§ What you will do
Set down each line of the material that follows, exactly, with no pictures.

§ Material
--- --- ---
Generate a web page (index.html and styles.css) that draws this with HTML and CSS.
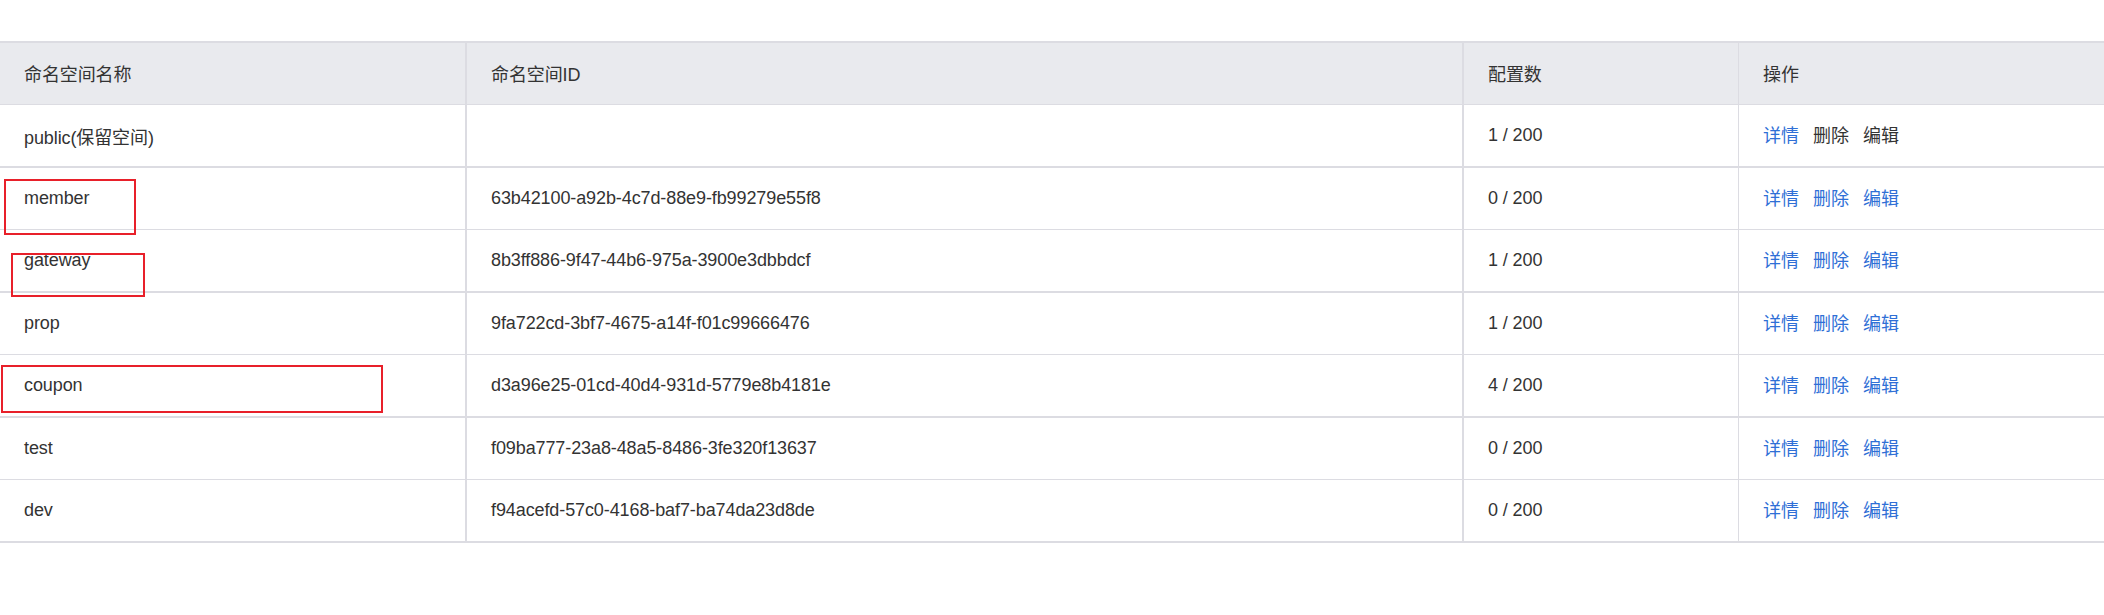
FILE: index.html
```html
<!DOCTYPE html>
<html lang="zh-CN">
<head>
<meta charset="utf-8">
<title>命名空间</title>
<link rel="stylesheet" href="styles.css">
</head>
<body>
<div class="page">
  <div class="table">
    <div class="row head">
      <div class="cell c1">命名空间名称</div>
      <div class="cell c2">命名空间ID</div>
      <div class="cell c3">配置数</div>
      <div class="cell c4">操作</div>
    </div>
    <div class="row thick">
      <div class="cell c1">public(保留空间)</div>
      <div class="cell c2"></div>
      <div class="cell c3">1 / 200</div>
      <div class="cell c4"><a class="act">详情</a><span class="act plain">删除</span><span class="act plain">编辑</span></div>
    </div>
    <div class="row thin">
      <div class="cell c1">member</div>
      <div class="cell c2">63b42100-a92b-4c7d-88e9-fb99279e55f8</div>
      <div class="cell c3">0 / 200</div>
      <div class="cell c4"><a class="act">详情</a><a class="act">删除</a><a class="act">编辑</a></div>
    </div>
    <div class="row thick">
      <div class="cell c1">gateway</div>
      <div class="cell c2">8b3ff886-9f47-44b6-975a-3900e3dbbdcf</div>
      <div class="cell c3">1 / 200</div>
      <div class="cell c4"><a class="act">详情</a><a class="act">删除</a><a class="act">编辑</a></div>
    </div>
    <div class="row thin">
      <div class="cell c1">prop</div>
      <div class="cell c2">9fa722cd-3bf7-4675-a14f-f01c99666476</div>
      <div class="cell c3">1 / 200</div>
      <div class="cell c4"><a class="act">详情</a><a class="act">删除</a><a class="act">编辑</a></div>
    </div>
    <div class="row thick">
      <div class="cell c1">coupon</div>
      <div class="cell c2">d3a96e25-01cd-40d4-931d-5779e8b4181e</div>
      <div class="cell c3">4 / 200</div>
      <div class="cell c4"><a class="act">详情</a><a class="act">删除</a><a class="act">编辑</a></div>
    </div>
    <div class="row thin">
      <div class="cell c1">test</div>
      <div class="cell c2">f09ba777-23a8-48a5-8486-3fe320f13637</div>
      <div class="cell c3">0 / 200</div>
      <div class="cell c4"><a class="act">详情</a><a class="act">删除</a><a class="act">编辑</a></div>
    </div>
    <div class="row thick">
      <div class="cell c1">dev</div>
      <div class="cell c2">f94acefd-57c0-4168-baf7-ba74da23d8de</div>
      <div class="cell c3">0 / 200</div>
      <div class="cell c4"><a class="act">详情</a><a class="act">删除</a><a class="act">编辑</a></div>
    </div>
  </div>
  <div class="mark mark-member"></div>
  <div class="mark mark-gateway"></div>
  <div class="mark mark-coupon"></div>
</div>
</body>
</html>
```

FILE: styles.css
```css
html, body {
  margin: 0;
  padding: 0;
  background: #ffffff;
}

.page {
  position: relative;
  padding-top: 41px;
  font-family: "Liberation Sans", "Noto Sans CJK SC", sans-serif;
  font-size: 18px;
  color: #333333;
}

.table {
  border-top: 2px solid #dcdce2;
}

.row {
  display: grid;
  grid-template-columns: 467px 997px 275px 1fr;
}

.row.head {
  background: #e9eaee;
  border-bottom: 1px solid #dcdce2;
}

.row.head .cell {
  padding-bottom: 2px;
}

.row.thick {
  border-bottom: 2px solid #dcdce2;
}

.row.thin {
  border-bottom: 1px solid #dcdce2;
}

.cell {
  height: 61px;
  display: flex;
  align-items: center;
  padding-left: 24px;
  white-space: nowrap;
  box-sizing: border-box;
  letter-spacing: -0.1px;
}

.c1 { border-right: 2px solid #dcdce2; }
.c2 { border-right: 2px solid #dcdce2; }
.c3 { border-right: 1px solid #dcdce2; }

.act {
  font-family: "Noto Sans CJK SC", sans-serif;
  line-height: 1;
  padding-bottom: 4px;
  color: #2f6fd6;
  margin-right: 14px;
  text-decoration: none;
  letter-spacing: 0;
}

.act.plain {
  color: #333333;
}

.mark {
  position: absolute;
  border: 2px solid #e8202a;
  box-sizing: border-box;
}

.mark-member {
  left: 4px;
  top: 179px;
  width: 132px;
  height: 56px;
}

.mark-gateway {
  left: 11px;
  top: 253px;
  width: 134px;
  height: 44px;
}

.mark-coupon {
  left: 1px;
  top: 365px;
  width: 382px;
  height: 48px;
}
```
--- --- ---
§ Final answer
Generate a web page (index.html and styles.css) that draws this with HTML and CSS.
FILE: index.html
```html
<!DOCTYPE html>
<html lang="zh-CN">
<head>
<meta charset="utf-8">
<title>命名空间</title>
<link rel="stylesheet" href="styles.css">
</head>
<body>
<div class="page">
  <div class="table">
    <div class="row head">
      <div class="cell c1">命名空间名称</div>
      <div class="cell c2">命名空间ID</div>
      <div class="cell c3">配置数</div>
      <div class="cell c4">操作</div>
    </div>
    <div class="row thick">
      <div class="cell c1">public(保留空间)</div>
      <div class="cell c2"></div>
      <div class="cell c3">1 / 200</div>
      <div class="cell c4"><a class="act">详情</a><span class="act plain">删除</span><span class="act plain">编辑</span></div>
    </div>
    <div class="row thin">
      <div class="cell c1">member</div>
      <div class="cell c2">63b42100-a92b-4c7d-88e9-fb99279e55f8</div>
      <div class="cell c3">0 / 200</div>
      <div class="cell c4"><a class="act">详情</a><a class="act">删除</a><a class="act">编辑</a></div>
    </div>
    <div class="row thick">
      <div class="cell c1">gateway</div>
      <div class="cell c2">8b3ff886-9f47-44b6-975a-3900e3dbbdcf</div>
      <div class="cell c3">1 / 200</div>
      <div class="cell c4"><a class="act">详情</a><a class="act">删除</a><a class="act">编辑</a></div>
    </div>
    <div class="row thin">
      <div class="cell c1">prop</div>
      <div class="cell c2">9fa722cd-3bf7-4675-a14f-f01c99666476</div>
      <div class="cell c3">1 / 200</div>
      <div class="cell c4"><a class="act">详情</a><a class="act">删除</a><a class="act">编辑</a></div>
    </div>
    <div class="row thick">
      <div class="cell c1">coupon</div>
      <div class="cell c2">d3a96e25-01cd-40d4-931d-5779e8b4181e</div>
      <div class="cell c3">4 / 200</div>
      <div class="cell c4"><a class="act">详情</a><a class="act">删除</a><a class="act">编辑</a></div>
    </div>
    <div class="row thin">
      <div class="cell c1">test</div>
      <div class="cell c2">f09ba777-23a8-48a5-8486-3fe320f13637</div>
      <div class="cell c3">0 / 200</div>
      <div class="cell c4"><a class="act">详情</a><a class="act">删除</a><a class="act">编辑</a></div>
    </div>
    <div class="row thick">
      <div class="cell c1">dev</div>
      <div class="cell c2">f94acefd-57c0-4168-baf7-ba74da23d8de</div>
      <div class="cell c3">0 / 200</div>
      <div class="cell c4"><a class="act">详情</a><a class="act">删除</a><a class="act">编辑</a></div>
    </div>
  </div>
  <div class="mark mark-member"></div>
  <div class="mark mark-gateway"></div>
  <div class="mark mark-coupon"></div>
</div>
</body>
</html>
```

FILE: styles.css
```css
html, body {
  margin: 0;
  padding: 0;
  background: #ffffff;
}

.page {
  position: relative;
  padding-top: 41px;
  font-family: "Liberation Sans", "Noto Sans CJK SC", sans-serif;
  font-size: 18px;
  color: #333333;
}

.table {
  border-top: 2px solid #dcdce2;
}

.row {
  display: grid;
  grid-template-columns: 467px 997px 275px 1fr;
}

.row.head {
  background: #e9eaee;
  border-bottom: 1px solid #dcdce2;
}

.row.head .cell {
  padding-bottom: 2px;
}

.row.thick {
  border-bottom: 2px solid #dcdce2;
}

.row.thin {
  border-bottom: 1px solid #dcdce2;
}

.cell {
  height: 61px;
  display: flex;
  align-items: center;
  padding-left: 24px;
  white-space: nowrap;
  box-sizing: border-box;
  letter-spacing: -0.1px;
}

.c1 { border-right: 2px solid #dcdce2; }
.c2 { border-right: 2px solid #dcdce2; }
.c3 { border-right: 1px solid #dcdce2; }

.act {
  font-family: "Noto Sans CJK SC", sans-serif;
  line-height: 1;
  padding-bottom: 4px;
  color: #2f6fd6;
  margin-right: 14px;
  text-decoration: none;
  letter-spacing: 0;
}

.act.plain {
  color: #333333;
}

.mark {
  position: absolute;
  border: 2px solid #e8202a;
  box-sizing: border-box;
}

.mark-member {
  left: 4px;
  top: 179px;
  width: 132px;
  height: 56px;
}

.mark-gateway {
  left: 11px;
  top: 253px;
  width: 134px;
  height: 44px;
}

.mark-coupon {
  left: 1px;
  top: 365px;
  width: 382px;
  height: 48px;
}
```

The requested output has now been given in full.